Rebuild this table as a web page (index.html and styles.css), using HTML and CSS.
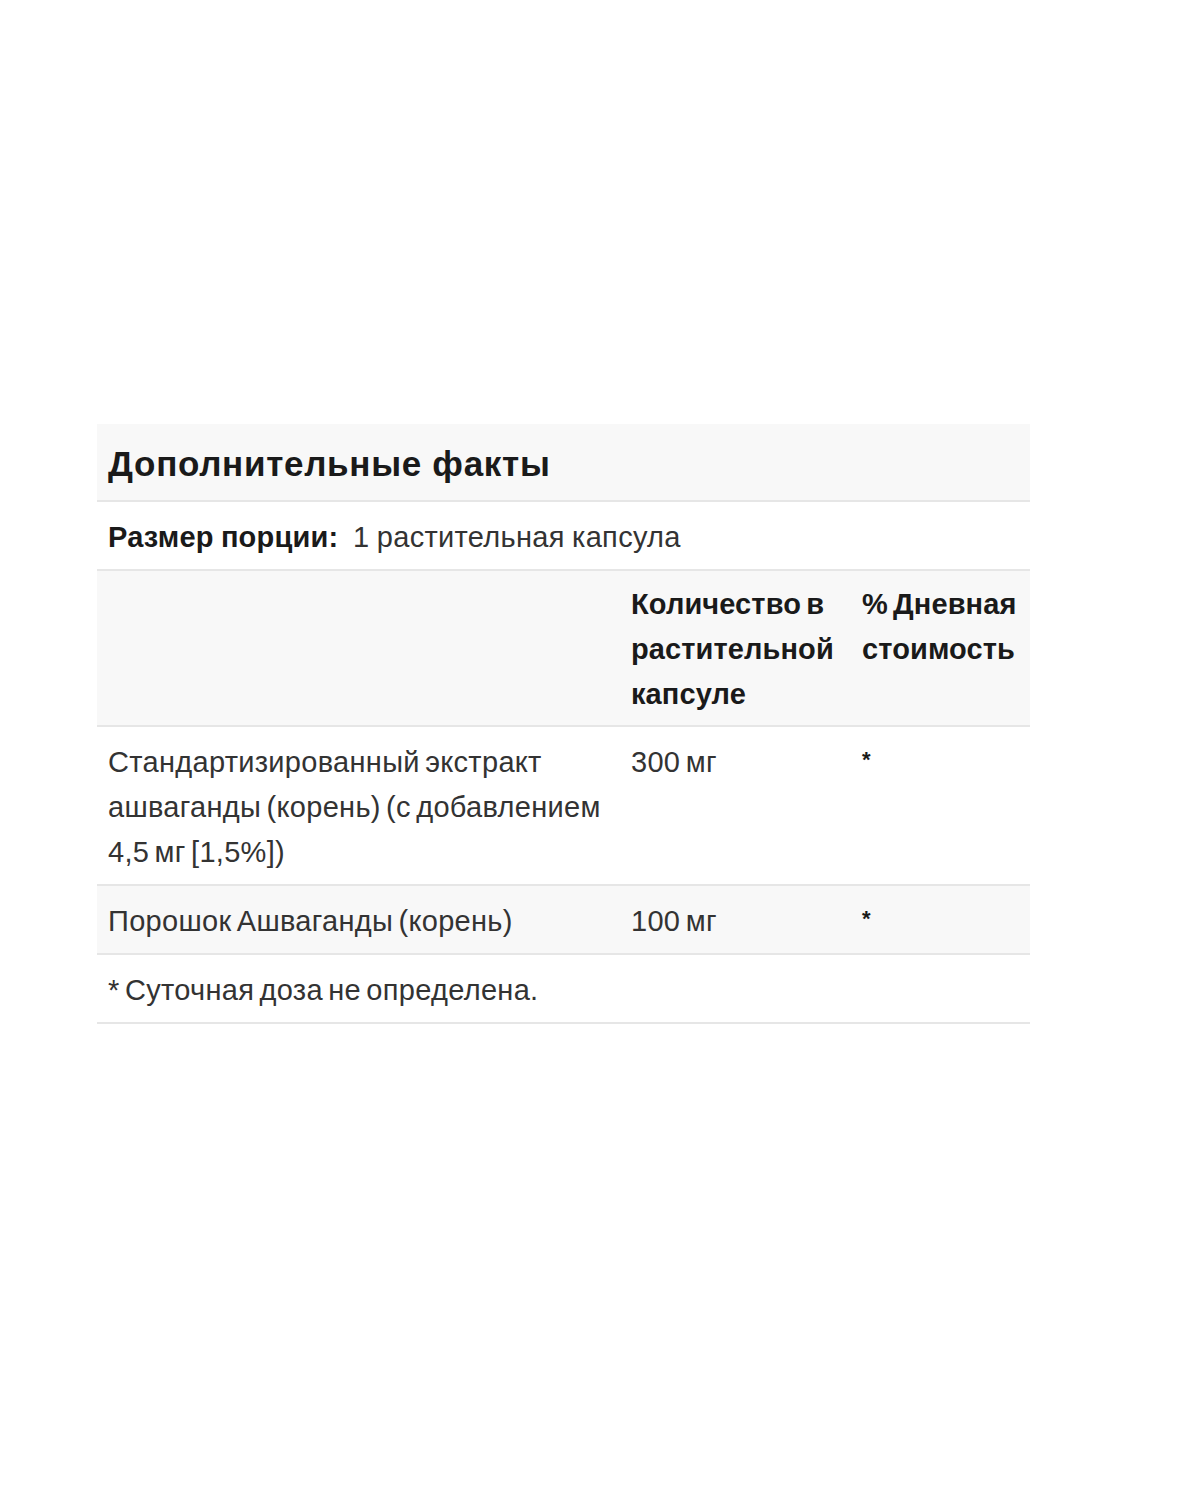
# # #
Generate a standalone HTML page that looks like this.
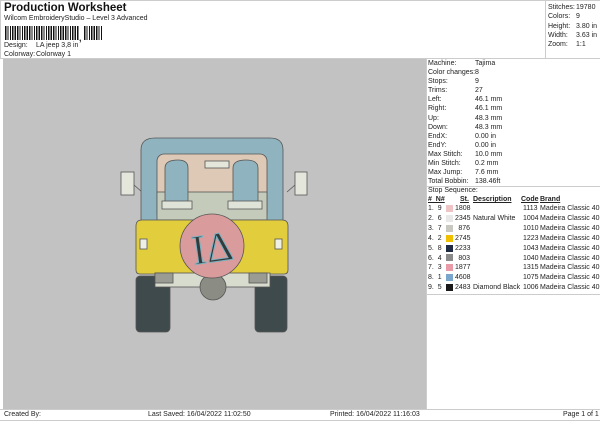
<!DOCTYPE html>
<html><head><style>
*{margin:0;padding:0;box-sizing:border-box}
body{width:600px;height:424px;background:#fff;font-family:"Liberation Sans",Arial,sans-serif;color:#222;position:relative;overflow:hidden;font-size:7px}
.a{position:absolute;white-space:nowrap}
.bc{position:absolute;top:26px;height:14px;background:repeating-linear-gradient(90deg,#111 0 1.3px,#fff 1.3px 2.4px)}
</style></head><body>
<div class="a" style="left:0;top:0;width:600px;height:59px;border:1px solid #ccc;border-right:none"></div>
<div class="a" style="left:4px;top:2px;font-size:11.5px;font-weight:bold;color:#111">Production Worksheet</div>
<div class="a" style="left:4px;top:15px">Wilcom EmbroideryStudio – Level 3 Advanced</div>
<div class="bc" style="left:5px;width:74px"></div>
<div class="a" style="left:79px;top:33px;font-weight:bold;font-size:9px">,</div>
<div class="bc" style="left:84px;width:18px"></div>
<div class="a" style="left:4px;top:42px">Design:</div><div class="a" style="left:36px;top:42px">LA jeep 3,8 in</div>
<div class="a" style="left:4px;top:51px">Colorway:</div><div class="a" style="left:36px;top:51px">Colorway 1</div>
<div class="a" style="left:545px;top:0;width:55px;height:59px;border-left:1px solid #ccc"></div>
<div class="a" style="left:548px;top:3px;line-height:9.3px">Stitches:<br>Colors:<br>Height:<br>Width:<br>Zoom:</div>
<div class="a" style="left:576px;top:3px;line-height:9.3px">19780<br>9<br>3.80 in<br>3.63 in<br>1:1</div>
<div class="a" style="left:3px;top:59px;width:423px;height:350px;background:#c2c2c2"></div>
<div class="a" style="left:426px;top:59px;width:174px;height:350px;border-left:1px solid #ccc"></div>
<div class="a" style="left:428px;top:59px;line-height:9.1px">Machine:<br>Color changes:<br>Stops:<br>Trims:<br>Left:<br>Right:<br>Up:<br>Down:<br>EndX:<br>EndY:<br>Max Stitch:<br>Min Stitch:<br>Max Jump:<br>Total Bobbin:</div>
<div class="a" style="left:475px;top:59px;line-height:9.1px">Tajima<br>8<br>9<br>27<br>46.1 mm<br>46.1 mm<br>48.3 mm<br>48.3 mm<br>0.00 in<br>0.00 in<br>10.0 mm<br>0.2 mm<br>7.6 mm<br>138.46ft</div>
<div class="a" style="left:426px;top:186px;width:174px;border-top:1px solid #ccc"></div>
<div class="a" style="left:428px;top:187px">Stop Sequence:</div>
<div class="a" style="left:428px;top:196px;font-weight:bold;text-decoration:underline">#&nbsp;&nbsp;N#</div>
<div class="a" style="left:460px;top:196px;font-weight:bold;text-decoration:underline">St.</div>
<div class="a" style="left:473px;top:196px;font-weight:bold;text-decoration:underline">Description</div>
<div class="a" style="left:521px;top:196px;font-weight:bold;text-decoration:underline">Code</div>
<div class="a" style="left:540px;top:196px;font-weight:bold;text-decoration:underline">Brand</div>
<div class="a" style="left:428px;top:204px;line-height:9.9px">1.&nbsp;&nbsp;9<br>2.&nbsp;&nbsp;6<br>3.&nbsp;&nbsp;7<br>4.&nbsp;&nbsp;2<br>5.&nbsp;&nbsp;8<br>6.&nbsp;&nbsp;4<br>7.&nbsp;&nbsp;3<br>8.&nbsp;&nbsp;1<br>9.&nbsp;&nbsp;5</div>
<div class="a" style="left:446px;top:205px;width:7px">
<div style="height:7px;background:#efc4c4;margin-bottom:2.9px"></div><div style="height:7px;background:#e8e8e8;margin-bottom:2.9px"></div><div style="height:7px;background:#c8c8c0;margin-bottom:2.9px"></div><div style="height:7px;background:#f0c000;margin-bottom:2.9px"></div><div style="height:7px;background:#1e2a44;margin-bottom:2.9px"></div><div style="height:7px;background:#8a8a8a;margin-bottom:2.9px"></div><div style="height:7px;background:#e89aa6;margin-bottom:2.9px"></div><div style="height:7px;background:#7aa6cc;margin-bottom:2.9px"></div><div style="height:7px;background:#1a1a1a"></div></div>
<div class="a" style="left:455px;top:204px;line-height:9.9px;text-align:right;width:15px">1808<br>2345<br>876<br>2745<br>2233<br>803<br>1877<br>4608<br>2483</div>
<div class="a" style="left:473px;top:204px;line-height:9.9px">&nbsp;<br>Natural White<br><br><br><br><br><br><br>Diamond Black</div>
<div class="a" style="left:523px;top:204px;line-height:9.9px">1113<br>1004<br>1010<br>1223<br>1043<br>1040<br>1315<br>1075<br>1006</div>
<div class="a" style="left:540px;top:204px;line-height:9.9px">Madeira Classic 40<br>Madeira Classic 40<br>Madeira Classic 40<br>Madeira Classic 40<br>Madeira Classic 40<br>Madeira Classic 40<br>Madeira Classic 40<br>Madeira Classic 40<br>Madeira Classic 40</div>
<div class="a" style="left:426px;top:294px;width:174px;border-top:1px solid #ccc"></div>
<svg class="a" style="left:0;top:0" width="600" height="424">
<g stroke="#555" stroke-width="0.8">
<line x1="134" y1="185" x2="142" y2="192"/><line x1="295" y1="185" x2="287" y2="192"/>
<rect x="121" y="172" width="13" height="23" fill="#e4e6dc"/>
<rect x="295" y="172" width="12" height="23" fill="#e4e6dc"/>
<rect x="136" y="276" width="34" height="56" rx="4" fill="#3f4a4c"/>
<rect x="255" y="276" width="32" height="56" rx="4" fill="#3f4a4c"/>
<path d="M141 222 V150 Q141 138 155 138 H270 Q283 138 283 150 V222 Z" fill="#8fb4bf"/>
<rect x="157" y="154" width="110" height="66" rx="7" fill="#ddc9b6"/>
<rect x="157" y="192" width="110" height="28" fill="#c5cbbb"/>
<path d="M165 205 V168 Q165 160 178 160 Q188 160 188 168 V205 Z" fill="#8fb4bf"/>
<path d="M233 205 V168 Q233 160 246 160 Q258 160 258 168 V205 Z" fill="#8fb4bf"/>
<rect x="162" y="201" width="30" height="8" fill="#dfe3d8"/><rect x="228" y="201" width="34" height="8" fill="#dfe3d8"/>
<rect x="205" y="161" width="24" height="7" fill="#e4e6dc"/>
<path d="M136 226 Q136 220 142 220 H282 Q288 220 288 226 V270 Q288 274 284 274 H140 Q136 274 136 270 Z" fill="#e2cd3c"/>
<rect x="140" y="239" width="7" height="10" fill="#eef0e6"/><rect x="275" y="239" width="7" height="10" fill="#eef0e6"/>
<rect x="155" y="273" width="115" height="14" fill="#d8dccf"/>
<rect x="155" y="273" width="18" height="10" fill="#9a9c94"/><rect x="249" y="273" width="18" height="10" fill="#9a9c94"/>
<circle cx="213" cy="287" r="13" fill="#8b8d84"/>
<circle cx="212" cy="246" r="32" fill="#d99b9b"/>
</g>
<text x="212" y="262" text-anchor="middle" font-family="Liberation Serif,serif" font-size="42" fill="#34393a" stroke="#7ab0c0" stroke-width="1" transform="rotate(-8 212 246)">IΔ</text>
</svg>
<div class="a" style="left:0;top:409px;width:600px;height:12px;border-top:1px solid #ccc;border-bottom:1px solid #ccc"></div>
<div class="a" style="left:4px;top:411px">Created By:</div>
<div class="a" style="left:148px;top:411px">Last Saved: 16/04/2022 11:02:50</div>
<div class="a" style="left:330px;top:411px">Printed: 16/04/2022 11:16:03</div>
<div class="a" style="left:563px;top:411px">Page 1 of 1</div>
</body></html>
# # #
In the entries above, identify every line with the word "this". Copy those lines.

=== Final answer ===
Rebuild this table as a web page (index.html and styles.css), using HTML and CSS.
Generate a standalone HTML page that looks like this.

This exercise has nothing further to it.